By: Makenzie Huber
WASHINGTON (South Dakota Searchlight) – Six of South Dakota’s 96 nursing homes are on the newest monthly federal list of the nation’s worst-rated care facilities.
Five of the facilities are eligible for a special program to improve quality of care through increased regulatory oversight, and one is already in the program.
The eligible South Dakota facilities as of the April report from the Centers for Medicare and Medicaid Services are Avantara Norton in Sioux Falls, Riverview Healthcare Center in Flandreau, Good Samaritan Society Sioux Falls Village, Lake Andes Senior Living and Wilmot Care Center.
One facility, Dells Nursing and Rehabilitation Center in Dell Rapids, has been in the Special Focus Facility program for nearly two years. Good Samaritan Society Sioux Falls Center — separate from the society’s similarly named Sioux Falls Village — graduated in July 2023, after spending 27 months in the program.
Nursing homes are identified by the state as special-focus facilities based on their last three standard health survey inspections. Special-focus facilities must meet more stringent criteria two times in a row to be eligible for graduation. Dells Nursing and Rehabilitation Center did not pass its most recent inspection in January, so it will restart the process toward graduation.
Because the number of special-focus facilities is capped, eligible facilities — even those that have earned CMS’ lowest ratings for quality — can’t be named a special-focus facility until other homes in the same state already in the program are terminated from Medicare and Medicaid or improve and “graduate” from the program.

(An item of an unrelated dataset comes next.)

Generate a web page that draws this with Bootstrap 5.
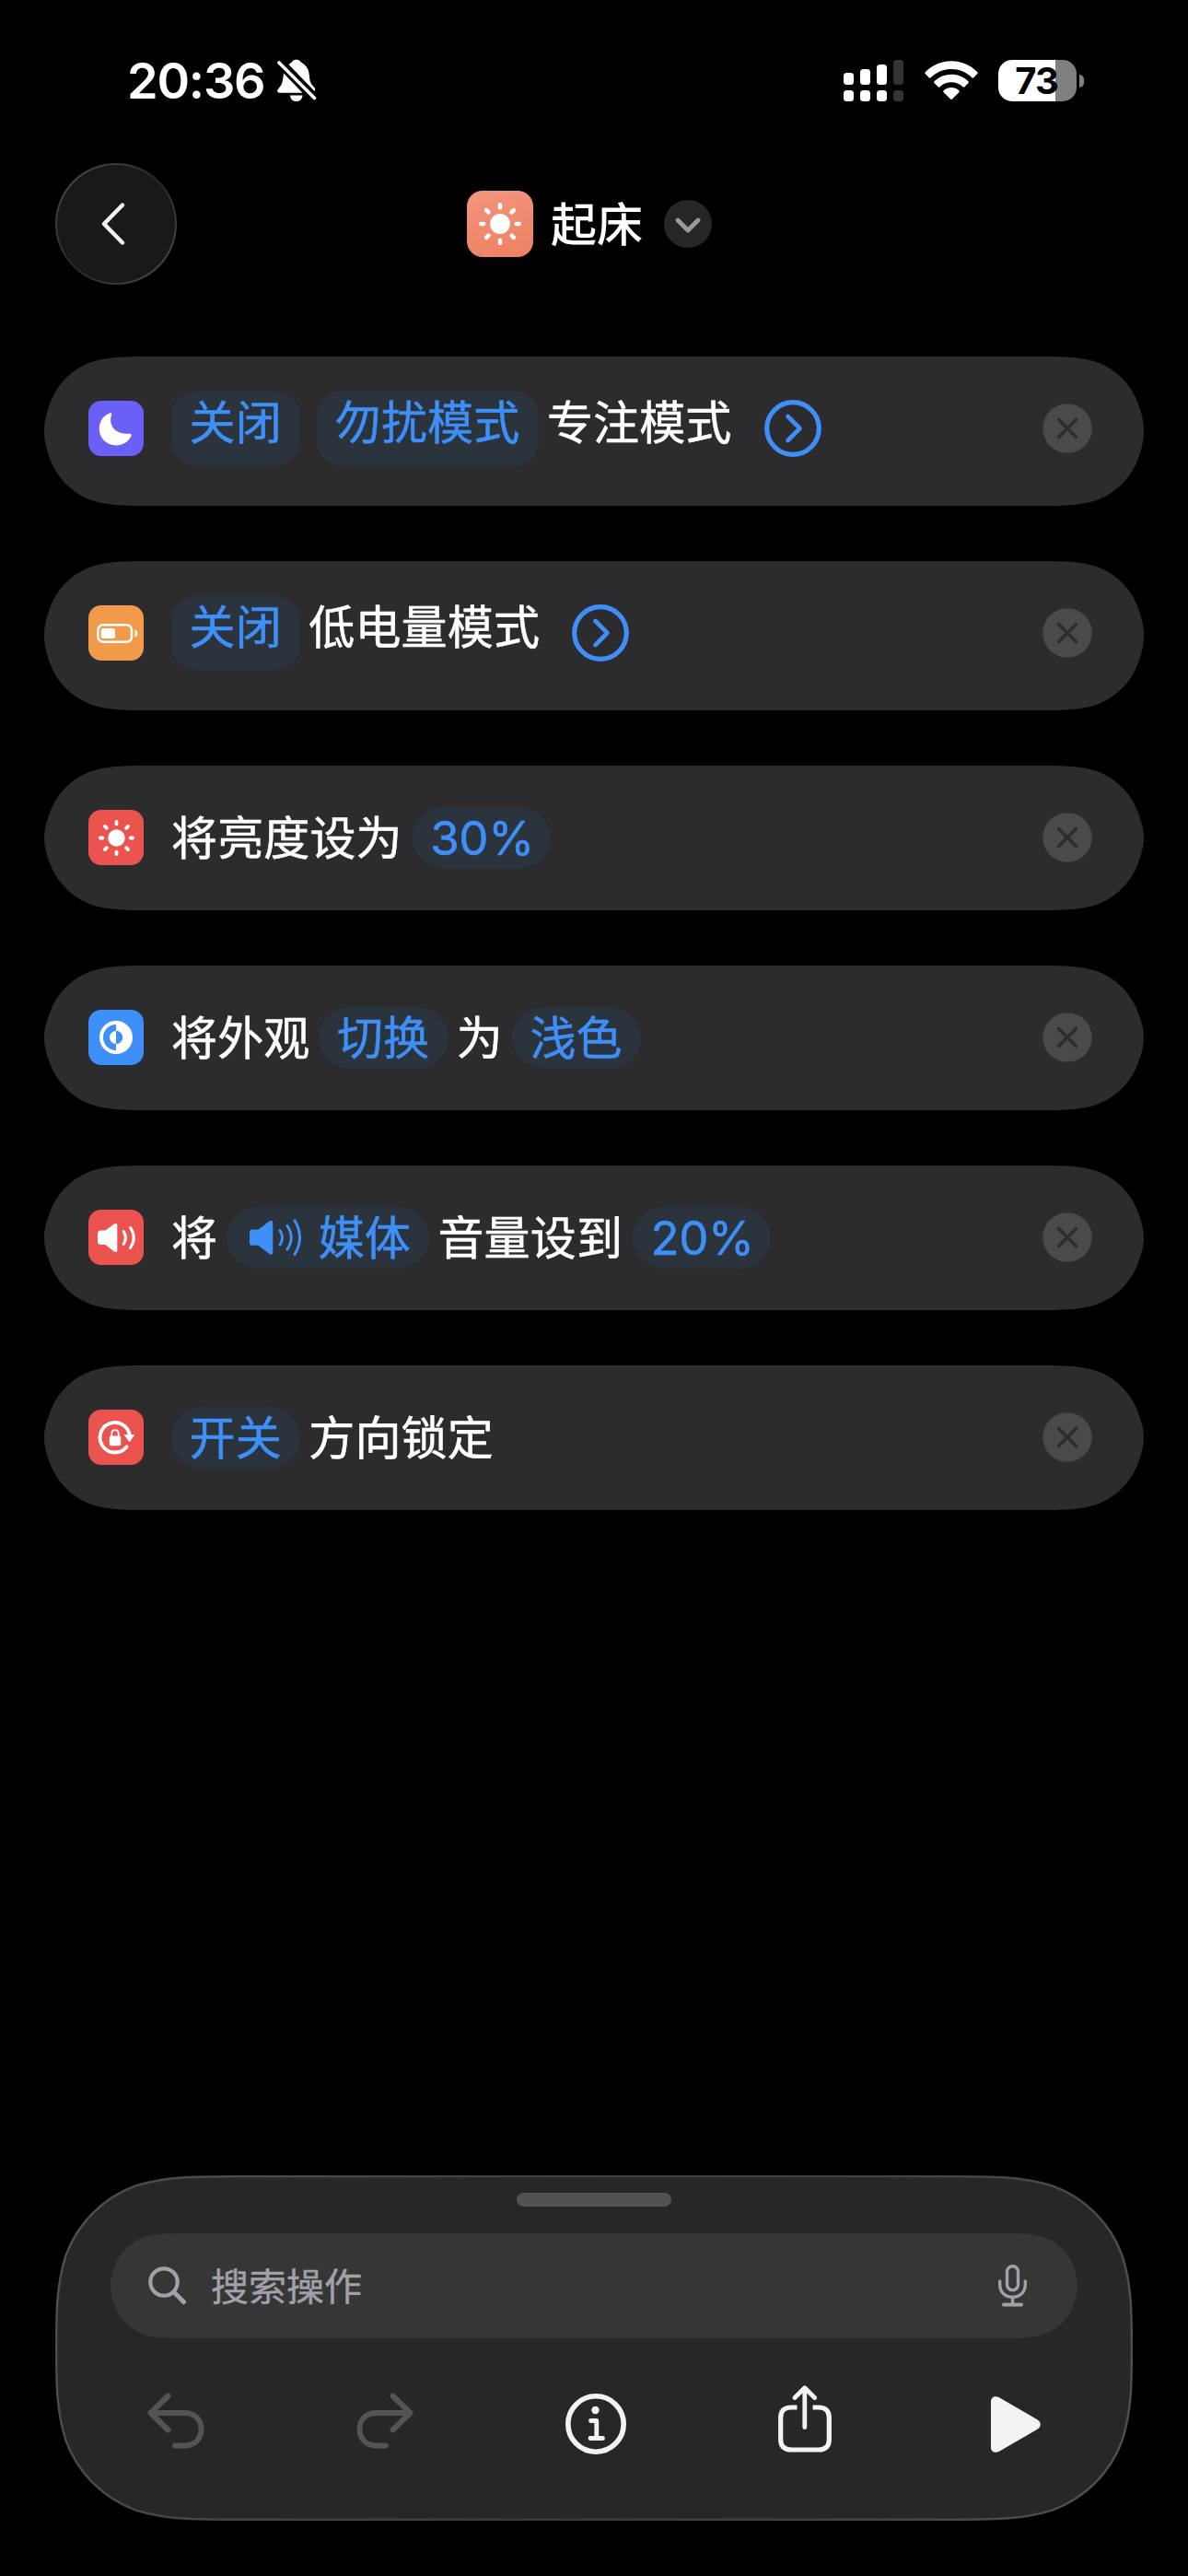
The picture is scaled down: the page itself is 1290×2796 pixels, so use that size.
<!DOCTYPE html>
<html lang="zh-CN" data-bs-theme="dark">
<head>
<meta charset="utf-8">
<meta name="viewport" content="width=device-width, initial-scale=1">
<title>起床</title>
<link href="https://cdn.jsdelivr.net/npm/bootstrap@5.3.0/dist/css/bootstrap.min.css" rel="stylesheet">
<style>
html,body{background:#000}
body{width:1290px;height:2796px;overflow:hidden;color:#fff;font-family:Inter,"Noto Sans CJK SC",sans-serif;line-height:1}
svg{display:block;flex:none}
.statusbar{height:177px;padding:0 113px 2px 138px}
.clock{font-size:54px;font-weight:600;letter-spacing:-1.2px}
.bell{margin-left:14px}
.wifi{margin:0 22px 0 23px}
.batt{width:85px;height:45px;padding-right:2px;border-radius:15px;background:linear-gradient(90deg,#fff 62px,#7f7f7f 62px);color:#000;font-weight:700;font-size:40px;letter-spacing:-1px}
.nub{width:5px;height:14px;border-radius:0 5px 5px 0;background:#7f7f7f;margin-left:3px}
.titlebar{padding:0 70px 0 60px;height:132px}
.side{width:132px;height:132px}
.back{border:2.5px solid transparent;background:linear-gradient(#191919,#191919) padding-box,linear-gradient(135deg,#484848 10%,#262626 50%,#484848 90%) border-box}
.back svg{margin-right:6px}
.appicon{width:72px;height:72px;border-radius:17px;background:linear-gradient(165deg,#f2957e,#ee8062)}
.apptitle{font-size:50px;font-weight:500;margin:2px 23px 0 19px}
.drop{width:52px;height:52px;background:#262628}
.drop svg{margin-top:3px}
.steps{padding:78px 48px 0;gap:60px}
.step{height:157px;padding:0 56.5px 1px 48px;background:#2c2c2e;font-size:50px;letter-spacing:.15px;-webkit-text-stroke:.55px currentColor;
 clip-path:path("M124 0H1070C1106 0 1123.7 0 1142.8 6.1C1163.8 13.7 1180.3 30.2 1187.9 51.2C1192 62 1194 70 1194 78.5C1194 87 1192 95 1187.9 105.8C1180.3 126.8 1163.8 143.3 1142.8 150.9C1123.7 157 1106 157 1070 157H124C88 157 70.3 157 51.2 150.9C30.2 143.3 13.7 126.8 6.1 105.8C2 95 0 87 0 78.5C0 70 2 62 6.1 51.2C13.7 30.2 30.2 13.7 51.2 6.1C70.3 0 88 0 124 0Z")}
.step-tall{height:162px;padding-bottom:6px;
 clip-path:path("M124 0H1070C1106 0 1123.7 0 1142.8 6.1C1163.8 13.7 1180.3 30.2 1187.9 51.2C1192 63 1194 71 1194 81C1194 91 1192 99 1187.9 110.8C1180.3 131.8 1163.8 148.3 1142.8 155.9C1123.7 162 1106 162 1070 162H124C88 162 70.3 162 51.2 155.9C30.2 148.3 13.7 131.8 6.1 110.8C2 99 0 91 0 81C0 71 2 63 6.1 51.2C13.7 30.2 30.2 13.7 51.2 6.1C70.3 0 88 0 124 0Z")}
.ico{width:60px;height:60px;border-radius:14px;margin-right:30px;flex:none}
.word{margin:0 10px 0 9px;padding-top:2px;white-space:nowrap}
.ico + .word{margin-left:0}
.pill{height:67px;padding:2px 20.500px 0 19.500px;border-radius:36px/33px;background:#2b333c;color:#3e8ff8;white-space:nowrap}
.pill + .pill{margin-left:18px}
.step-tall .pill{height:82px;border-radius:29px/27px;padding-top:0;padding-bottom:12px}
.step-tall .word{padding-top:0;padding-bottom:12px;margin-right:35px}
.pct{font-size:51px;letter-spacing:-.4px;padding:0 18.500px 0 19.500px;margin-left:1px}
.spk{margin:-2px 18px 0 5px}
.panel{width:1170px;height:375px;margin:auto 60px 60px}
.panel > *{grid-area:1/1}
.grab{width:168px;height:15px;border-radius:8px;background:#525252;margin-top:19px}
.search{width:1050px;height:114px;margin-top:29px;padding:0 55px 0 41px;background:#363636;color:#a1a1a9;font-size:41px;-webkit-text-stroke:.4px currentColor;
 clip-path:path("M87 0H963C988 0 1000.500 0 1014 4.300C1028.800 9.600 1040.400 21.200 1045.700 36C1048.700 44 1050 50 1050 57C1050 64 1048.700 70 1045.700 78C1040.400 92.800 1028.800 104.400 1014 109.700C1000.500 114 988 114 963 114H87C62 114 49.500 114 36 109.700C21.200 104.400 9.600 92.800 4.300 78C1.300 70 0 64 0 57C0 50 1.300 44 4.300 36C9.600 21.200 21.200 9.600 36 4.300C49.500 0 62 0 87 0Z")}
.search span{margin-left:26px;padding-top:2px}
.tools{width:970px;height:76px;margin-top:51px;gap:165px}
.t-undo,.t-redo{margin-top:8px}
.t-info{margin-top:9px}
.t-play{margin:12px 0 0 8px}
</style>
</head>
<body class="d-flex flex-column m-0">
<svg width="0" height="0" class="position-absolute">
 <symbol id="sun" viewBox="-23 -23 46 46"><circle r="10.900" fill="#fff"/><path stroke="#fff" stroke-width="4.500" stroke-linecap="round" d="M0-17.800V-20.700M0 17.800V20.700M-17.800 0H-20.700M17.800 0H20.700M12.600-12.600L14.800-14.800M-12.600-12.600L-14.800-14.800M12.600 12.600L14.800 14.800M-12.600 12.600L-14.800 14.800"/></symbol>
 <symbol id="del" viewBox="0 0 54 54"><circle cx="27" cy="27" r="26.700" fill="#4a4a4c"/><path d="M17.500 17.500L36.500 36.500M36.500 17.500L17.500 36.500" stroke="#2c2c2e" stroke-width="3.600" stroke-linecap="round"/></symbol>
 <symbol id="go" viewBox="0 0 62 62"><circle cx="31" cy="31" r="28.300" fill="none" stroke="#3e8ff8" stroke-width="5.200"/><path d="M25.500 18L38.500 31L25.500 44" fill="none" stroke="#3e8ff8" stroke-width="4.600" stroke-linecap="round" stroke-linejoin="round"/></symbol>
</svg>

<header>
 <div class="statusbar d-flex align-items-center">
  <span class="clock">20:36</span>
  <svg class="bell" width="43" height="47" viewBox="0 0 43 47"><g fill="#fff"><path d="M7 15.500C6 23 6 27 2 31.500C-1 34.500 0 36.700 2.500 36.700H27.500Z"/><path d="M12.500 6C14.500 4.500 15.500 4 16.500 2.500C18.500 0 23 0 25 2.500C26 4.200 28 4.500 30 6.500C37 13 33.500 21.500 37 27C39.500 30.500 42.500 31.500 40.500 35Z"/><path d="M14 39.500H27.500C27 44 24.500 46 20.700 46S14.500 44 14 39.500Z"/></g><path d="M2 4L40.500 42.500" stroke="#fff" stroke-width="3.600" stroke-linecap="round"/></svg>
  <svg class="ms-auto" width="65" height="45" viewBox="0 0 65 45" fill="#fff"><rect y="14" width="11" height="13" rx="3.500"/><rect x="18" y="10" width="11" height="17" rx="3.500"/><rect x="36" y="5" width="11" height="22" rx="3.500"/><rect x="54" width="11" height="27" rx="3.500" fill="#333"/><rect y="33" width="11" height="12" rx="3.500"/><rect x="18" y="33" width="11" height="12" rx="3.500"/><rect x="36" y="33" width="11" height="12" rx="3.500"/><rect x="54" y="33" width="11" height="12" rx="3.500" fill="#333"/></svg>
  <svg class="wifi" width="58" height="43" viewBox="0 0 58 43" fill="#fff"><path d="M0.700 12.200C16-3.700 42-3.700 57.300 12.200C57.900 12.800 57.900 13.500 57.300 14.100L53.300 18.200C52.700 18.800 52 18.800 51.400 18.200C39 6 19 6 6.600 18.200C6 18.800 5.300 18.800 4.700 18.200L.7 14.100C.1 13.500.1 12.800.7 12.200Z"/><path d="M10.600 22.300C20.500 12.200 37.500 12.200 47.400 22.300C48 22.900 48 23.600 47.400 24.200L43.400 28.200C42.800 28.800 42.100 28.800 41.500 28.200C34.500 21.500 23.500 21.500 16.500 28.200C15.900 28.800 15.200 28.800 14.600 28.200L10.600 24.200C10 23.600 10 22.900 10.600 22.300Z"/><path d="M20.700 32.300C25.500 27.900 32.500 27.900 37.300 32.300C37.900 32.900 37.900 33.600 37.300 34.200L30 41.500C29.400 42.100 28.600 42.100 28 41.500L20.700 34.200C20.100 33.600 20.100 32.900 20.700 32.300Z"/></svg>
  <div class="batt d-flex align-items-center justify-content-center">73</div><div class="nub"></div>
 </div>
 <div class="titlebar d-flex align-items-center justify-content-between">
  <div class="side back rounded-circle d-flex align-items-center justify-content-center"><svg width="26" height="46" viewBox="0 0 26 46"><path d="M23 2.500L3 23L23 43.500" fill="none" stroke="#f2f2f2" stroke-width="4.400" stroke-linecap="round" stroke-linejoin="round"/></svg></div>
  <div class="d-flex align-items-center">
   <div class="appicon d-flex align-items-center justify-content-center"><svg width="46" height="46"><use href="#sun"/></svg></div>
   <span class="apptitle">起床</span>
   <div class="drop rounded-circle d-flex align-items-center justify-content-center"><svg width="28" height="17" viewBox="0 0 28 17"><path d="M3 3L14 14L25 3" fill="none" stroke="#98989f" stroke-width="4.800" stroke-linecap="round" stroke-linejoin="round"/></svg></div>
  </div>
  <div class="side"></div>
 </div>
</header>

<main class="steps d-flex flex-column">
 <div class="step step-tall d-flex align-items-center">
  <svg class="ico" viewBox="0 0 60 60" style="background:#6a5ff6"><path fill="#fff" d="M23.500 13.300C24.800 12.800 25.700 13.600 25.200 15C22 24 26 36.500 44.500 35.800C46.300 35.700 47.200 36.600 46.500 38C44 44.500 37 48.400 30 48.400C19.500 48.400 11.800 40.500 11.800 30.500C11.800 22.500 16 16 23.500 13.300Z"/></svg>
  <span class="pill d-flex align-items-center">关闭</span><span class="pill d-flex align-items-center">勿扰模式</span><span class="word">专注模式</span>
  <svg width="62" height="62"><use href="#go"/></svg>
  <svg class="ms-auto" width="54" height="54"><use href="#del"/></svg>
 </div>
 <div class="step step-tall d-flex align-items-center">
  <svg class="ico" viewBox="0 0 60 60" style="background:#f09a4a"><rect x="10.400" y="21.200" width="36.600" height="18.600" rx="5.500" fill="none" stroke="#fff" stroke-width="2.500"/><rect x="13.700" y="25" width="15.300" height="11" rx="2" fill="#fff"/><path d="M50.400 26.200C54.600 28 54.600 33 50.400 34.800Z" fill="#fff"/></svg>
  <span class="pill d-flex align-items-center">关闭</span><span class="word">低电量模式</span>
  <svg width="62" height="62"><use href="#go"/></svg>
  <svg class="ms-auto" width="54" height="54"><use href="#del"/></svg>
 </div>
 <div class="step d-flex align-items-center">
  <div class="ico d-flex align-items-center justify-content-center" style="background:#eb544e"><svg width="39" height="39"><use href="#sun"/></svg></div>
  <span class="word">将亮度设为</span><span class="pill pct d-flex align-items-center">30%</span>
  <svg class="ms-auto" width="54" height="54"><use href="#del"/></svg>
 </div>
 <div class="step d-flex align-items-center">
  <svg class="ico" viewBox="0 0 60 60" style="background:#3e8ff8"><circle cx="30" cy="30" r="16" fill="none" stroke="#fff" stroke-width="4"/><path d="M30 13A17 17 0 0 1 30 47V37A7 7 0 0 0 30 23ZM30 23A7 7 0 0 0 30 37Z" fill="#fff"/><path d="M30 23A7 7 0 0 1 30 37Z" fill="#3e8ff8"/></svg>
  <span class="word">将外观</span><span class="pill d-flex align-items-center">切换</span><span class="word">为</span><span class="pill d-flex align-items-center">浅色</span>
  <svg class="ms-auto" width="54" height="54"><use href="#del"/></svg>
 </div>
 <div class="step d-flex align-items-center">
  <svg class="ico" viewBox="0 0 60 60" style="background:#eb544e"><path fill="#fff" d="M13.500 22.500H18.500L28 15.500C29.500 14.400 31.300 15 31.300 17V44C31.300 46 29.500 46.600 28 45.500L18.500 38H13.500C11.500 38 10 36.500 10 34.500V26C10 24 11.500 22.500 13.500 22.500Z"/><path fill="none" stroke="#fff" stroke-width="3" stroke-linecap="round" d="M38.200 23.500Q42.500 30.500 38.200 37.500M45.500 19.500Q53 30.500 45.500 41.500"/></svg>
  <span class="word">将</span><span class="pill d-flex align-items-center"><svg class="spk" width="57" height="41" viewBox="0 0 57 41"><path fill="#3e8ff8" d="M3 11.500H9.500L21.500 2.500C23.500 1 25.300 2 25.300 4V36.500C25.300 38.500 23.500 39.500 21.500 38L9.500 28.700H3C1.200 28.700 0 27.500 0 25.700V14.500C0 12.700 1.200 11.500 3 11.500Z"/><path fill="none" stroke="#3e8ff8" stroke-width="3" stroke-linecap="round" d="M33 12.500Q38 20.200 33 28M41 7.500Q49.500 20.200 41 33M49 1.800Q60 20.200 49 38.500"/></svg>媒体</span><span class="word">音量设到</span><span class="pill pct d-flex align-items-center">20%</span>
  <svg class="ms-auto" width="54" height="54"><use href="#del"/></svg>
 </div>
 <div class="step d-flex align-items-center">
  <svg class="ico" viewBox="0 0 60 60" style="background:#eb544e"><path fill="none" stroke="#fff" stroke-width="3.800" stroke-linecap="round" d="M41.500 40.300A16.200 16.200 0 1 1 44.800 28"/><path fill="#fff" stroke="#fff" stroke-width="1" stroke-linejoin="round" d="M39.300 27.500H49.700L44.600 34.700Z"/><rect x="22.800" y="28.500" width="12.400" height="10.700" rx="1.600" fill="#fff"/><path d="M25.300 29V26C25.300 20.800 32.700 20.800 32.700 26V29" fill="none" stroke="#fff" stroke-width="1.800"/></svg>
  <span class="pill d-flex align-items-center">开关</span><span class="word">方向锁定</span>
  <svg class="ms-auto" width="54" height="54"><use href="#del"/></svg>
 </div>
</main>

<footer class="panel d-grid">
 <svg width="1170" height="375" viewBox="0 0 1170 375"><defs><linearGradient id="rim" x1="0" y1="0" x2="1170" y2="375" gradientUnits="userSpaceOnUse"><stop offset="0" stop-color="#505050"/><stop offset=".3" stop-color="#424242"/><stop offset=".5" stop-color="#3a3a3a"/><stop offset=".7" stop-color="#404040"/><stop offset="1" stop-color="#525252"/></linearGradient></defs><path transform="translate(1.200 1.200) scale(.998 .9936)" fill="#272727" stroke="url(#rim)" stroke-width="2.400" d="M209 0H961C1021 0 1051 0 1083.500 10.300C1119 23.200 1146.800 51 1159.700 86.500C1170 119 1170 149 1170 187.500C1170 226 1170 256 1159.700 288.500C1146.800 324 1119 351.800 1083.500 364.700C1051 375 1021 375 961 375H209C149 375 119 375 86.500 364.700C51 351.800 23.200 324 10.300 288.500C0 256 0 226 0 187.500C0 149 0 119 10.300 86.500C23.200 51 51 23.200 86.500 10.300C119 0 149 0 209 0Z"/></svg>
 <div class="d-flex flex-column align-items-center">
  <div class="grab"></div>
  <div class="search d-flex align-items-center">
   <svg width="42" height="42" viewBox="0 0 42 42" fill="none" stroke="#a1a1a9" stroke-linecap="round"><circle cx="17" cy="17" r="14.700" stroke-width="4.200"/><path d="M28 28L38.500 38.500" stroke-width="5"/></svg>
   <span>搜索操作</span>
   <svg class="ms-auto" width="31" height="46" viewBox="0 0 31 46" fill="none" stroke="#a1a1a9" stroke-width="3.400" stroke-linecap="round"><rect x="9.500" y="1.800" width="12" height="26" rx="6"/><path d="M1.700 18V21.500C1.700 30.500 8 35.300 15.500 35.300S29.300 30.500 29.300 21.500V18M15.500 35.500V43"/><path d="M6 43.500H25" stroke-width="4"/></svg>
  </div>
  <div class="tools d-flex align-items-start">
   <svg class="t-undo" width="62" height="62" viewBox="0 0 62 62" fill="none" stroke="#545454" stroke-width="6" stroke-linecap="round" stroke-linejoin="round"><path d="M22.500 3.500L3.500 22L22.500 40.500M4 22H40C52 22 58.500 29.500 58.500 39.500S52 57.500 40 57.500H30"/></svg>
   <svg class="t-redo" width="62" height="62" viewBox="0 0 62 62" fill="none" stroke="#545454" stroke-width="6" stroke-linecap="round" stroke-linejoin="round"><path d="M39.500 3.500L58.500 22L39.500 40.500M58 22H22C10 22 3.500 29.500 3.500 39.500S10 57.500 22 57.500H32"/></svg>
   <svg class="t-info" width="66" height="66" viewBox="0 0 66 66" fill="none" stroke="#f3f3f3" stroke-linecap="round" stroke-linejoin="round"><circle cx="33" cy="33" r="30.200" stroke-width="5.600"/><circle cx="32.500" cy="18" r="4.200" fill="#f3f3f3" stroke="none"/><path d="M27.500 29.500H33.800V48.500M27 48.500H40.500" stroke-width="4.800"/></svg>
   <svg width="58" height="74" viewBox="0 0 58 74" fill="none" stroke="#f3f3f3" stroke-width="5.200" stroke-linejoin="round"><path d="M20.500 24H14C6.500 24 2.700 28 2.700 35V59C2.700 66 6.500 70 14 70H44C51.500 70 55.300 66 55.300 59V35C55.300 28 51.500 24 44 24H37.500"/><path d="M28.800 3V45.500M18 13.500L28.800 2.800L39.600 13.500" stroke-width="4.800" stroke-linecap="round"/></svg>
   <svg class="t-play" width="54" height="61" viewBox="0 0 54 61"><path fill="#f3f3f3" d="M0 5.500C0 .8 4.500-1.200 9 1.300L50 25C55 28 55 33 50 36L9 59.700C4.500 62.200 0 60.200 0 55.500Z"/></svg>
  </div>
 </div>
</footer>
<script src="https://cdn.jsdelivr.net/npm/bootstrap@5.3.0/dist/js/bootstrap.bundle.min.js"></script>
</body>
</html>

That’s a process that can take several years. As a result, there are homes in each state that are eligible for special-focus status due to ongoing quality-of-care problems, but can’t enroll in the program. It’s also why two of the five eligible South Dakota facilities have waited more than three years as candidates: Avantara Norton and Riverview Healthcare Center.
Typically, the homes that are deemed eligible for special-focus designation have about twice the average number of violations cited by inspectors; they have more serious problems than most other nursing homes, including harm or injury to residents; and they have an established pattern of serious problems that has persisted over a long period of time.